Definition:Premium allocation approach (PAA)

📋 Premium allocation approach (PAA) is a simplified measurement model under IFRS 17 that allows insurers to recognize premium income over the coverage period rather than building a complex liability for remaining coverage from scratch. It serves as a practical alternative to the more granular general measurement model, and most short-tail property and casualty contracts — where coverage periods are one year or less — qualify for its use. The approach closely resembles the familiar unearned premium method that many insurers already applied under previous accounting standards, which has made it the default choice for a large share of non-life portfolios worldwide.

⚙️ Under the PAA, an insurer initially recognizes a liability for remaining coverage equal to the premiums received minus any acquisition costs that are expensed immediately (when the coverage period is a year or less, the standard permits this simplification). That liability is then systematically released to revenue as the insurer provides coverage over time, typically on a straight-line basis unless the pattern of risk release is significantly uneven. When a claim is incurred, the insurer separately measures a liability for incurred claims using discounted best-estimate cash flows plus a risk adjustment for non-financial risk, ensuring the balance sheet still reflects economic reality even though revenue recognition is simplified.

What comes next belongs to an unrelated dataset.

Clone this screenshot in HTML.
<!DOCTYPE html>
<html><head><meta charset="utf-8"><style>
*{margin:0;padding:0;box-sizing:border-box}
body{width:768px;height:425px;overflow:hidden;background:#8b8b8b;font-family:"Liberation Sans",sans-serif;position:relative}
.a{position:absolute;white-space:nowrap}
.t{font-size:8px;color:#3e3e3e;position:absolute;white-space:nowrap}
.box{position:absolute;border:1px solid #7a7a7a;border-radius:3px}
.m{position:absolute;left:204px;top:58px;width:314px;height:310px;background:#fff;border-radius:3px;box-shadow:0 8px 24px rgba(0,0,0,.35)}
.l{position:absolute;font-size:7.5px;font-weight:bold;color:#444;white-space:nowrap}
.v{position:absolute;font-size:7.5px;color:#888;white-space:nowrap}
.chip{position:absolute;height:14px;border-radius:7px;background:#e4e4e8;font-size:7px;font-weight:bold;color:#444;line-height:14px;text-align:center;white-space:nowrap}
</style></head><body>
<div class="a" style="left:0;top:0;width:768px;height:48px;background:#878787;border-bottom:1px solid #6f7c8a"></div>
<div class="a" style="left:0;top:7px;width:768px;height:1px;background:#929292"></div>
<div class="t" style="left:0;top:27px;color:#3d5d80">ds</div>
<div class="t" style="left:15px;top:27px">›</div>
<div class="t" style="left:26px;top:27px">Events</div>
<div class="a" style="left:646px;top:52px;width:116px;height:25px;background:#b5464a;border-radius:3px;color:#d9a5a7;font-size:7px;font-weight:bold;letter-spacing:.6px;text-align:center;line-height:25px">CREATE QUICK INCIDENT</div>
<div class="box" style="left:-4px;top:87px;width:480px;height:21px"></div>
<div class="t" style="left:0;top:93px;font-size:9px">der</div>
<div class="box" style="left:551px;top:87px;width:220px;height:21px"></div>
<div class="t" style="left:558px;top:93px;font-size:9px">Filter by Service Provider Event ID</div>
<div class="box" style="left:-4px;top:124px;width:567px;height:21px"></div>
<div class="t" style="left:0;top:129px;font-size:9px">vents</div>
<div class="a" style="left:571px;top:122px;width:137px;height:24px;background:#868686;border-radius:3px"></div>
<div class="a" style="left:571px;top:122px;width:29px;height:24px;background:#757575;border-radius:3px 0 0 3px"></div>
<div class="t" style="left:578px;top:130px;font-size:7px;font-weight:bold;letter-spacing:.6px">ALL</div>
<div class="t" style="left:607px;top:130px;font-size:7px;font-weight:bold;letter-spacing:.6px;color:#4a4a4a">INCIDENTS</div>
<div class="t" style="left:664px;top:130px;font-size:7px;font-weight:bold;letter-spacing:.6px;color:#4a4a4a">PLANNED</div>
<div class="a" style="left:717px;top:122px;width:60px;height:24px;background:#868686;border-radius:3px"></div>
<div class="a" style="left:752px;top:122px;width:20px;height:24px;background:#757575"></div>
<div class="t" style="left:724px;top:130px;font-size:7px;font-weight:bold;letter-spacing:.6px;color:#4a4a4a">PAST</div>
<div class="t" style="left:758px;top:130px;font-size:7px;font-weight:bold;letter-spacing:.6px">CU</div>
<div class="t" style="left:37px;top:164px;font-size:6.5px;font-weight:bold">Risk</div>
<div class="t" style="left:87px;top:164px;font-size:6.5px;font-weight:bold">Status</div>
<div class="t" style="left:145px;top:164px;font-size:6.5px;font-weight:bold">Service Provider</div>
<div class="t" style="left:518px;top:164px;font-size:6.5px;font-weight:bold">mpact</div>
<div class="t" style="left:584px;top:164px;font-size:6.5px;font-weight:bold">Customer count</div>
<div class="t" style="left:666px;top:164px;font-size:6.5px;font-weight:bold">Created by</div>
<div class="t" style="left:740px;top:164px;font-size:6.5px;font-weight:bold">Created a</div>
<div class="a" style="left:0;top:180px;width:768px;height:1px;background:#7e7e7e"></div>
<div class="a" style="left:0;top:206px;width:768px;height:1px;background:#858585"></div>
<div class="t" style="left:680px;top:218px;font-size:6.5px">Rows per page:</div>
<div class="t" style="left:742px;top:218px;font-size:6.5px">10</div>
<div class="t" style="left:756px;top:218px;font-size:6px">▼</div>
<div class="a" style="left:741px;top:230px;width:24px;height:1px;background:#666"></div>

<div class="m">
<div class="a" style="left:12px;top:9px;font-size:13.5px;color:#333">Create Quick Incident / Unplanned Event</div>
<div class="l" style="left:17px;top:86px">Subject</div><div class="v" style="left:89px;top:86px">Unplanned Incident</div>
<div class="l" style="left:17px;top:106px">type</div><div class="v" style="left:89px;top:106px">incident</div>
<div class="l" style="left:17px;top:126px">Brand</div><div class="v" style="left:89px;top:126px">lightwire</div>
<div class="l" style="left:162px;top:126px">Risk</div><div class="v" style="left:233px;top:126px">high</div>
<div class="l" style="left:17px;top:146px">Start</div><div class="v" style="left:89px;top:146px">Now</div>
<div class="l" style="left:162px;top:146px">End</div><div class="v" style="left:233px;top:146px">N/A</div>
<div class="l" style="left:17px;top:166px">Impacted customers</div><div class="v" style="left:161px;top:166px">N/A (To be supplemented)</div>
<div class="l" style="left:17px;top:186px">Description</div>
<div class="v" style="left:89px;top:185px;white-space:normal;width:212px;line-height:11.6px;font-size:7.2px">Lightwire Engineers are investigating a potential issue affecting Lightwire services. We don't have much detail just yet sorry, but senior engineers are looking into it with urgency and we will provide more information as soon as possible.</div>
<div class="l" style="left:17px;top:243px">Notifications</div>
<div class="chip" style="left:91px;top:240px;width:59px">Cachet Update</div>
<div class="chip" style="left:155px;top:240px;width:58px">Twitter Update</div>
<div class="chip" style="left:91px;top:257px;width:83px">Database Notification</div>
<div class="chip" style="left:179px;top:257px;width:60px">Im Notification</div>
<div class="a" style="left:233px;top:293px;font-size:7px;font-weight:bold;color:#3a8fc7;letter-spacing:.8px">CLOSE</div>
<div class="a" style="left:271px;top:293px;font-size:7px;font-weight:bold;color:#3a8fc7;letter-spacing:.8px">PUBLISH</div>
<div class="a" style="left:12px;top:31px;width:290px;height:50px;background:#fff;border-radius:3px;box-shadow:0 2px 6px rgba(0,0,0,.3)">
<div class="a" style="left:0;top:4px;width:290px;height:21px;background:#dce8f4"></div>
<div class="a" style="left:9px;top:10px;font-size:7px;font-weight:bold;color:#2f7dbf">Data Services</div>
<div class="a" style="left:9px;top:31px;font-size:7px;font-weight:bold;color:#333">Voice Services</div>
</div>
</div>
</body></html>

💡 For finance teams and actuaries navigating the transition to IFRS 17, the PAA dramatically reduces implementation effort and ongoing calculation complexity compared to the GMM. This matters most in markets with large volumes of annual-term policies — such as motor, homeowners, and standard commercial lines — where building individual contractual service margin projections for every group of contracts would be prohibitively expensive. Regulators and auditors still expect insurers to demonstrate that PAA-eligible contracts meet the eligibility test, confirming results would not materially differ from the GMM, so rigorous documentation of that assessment remains essential.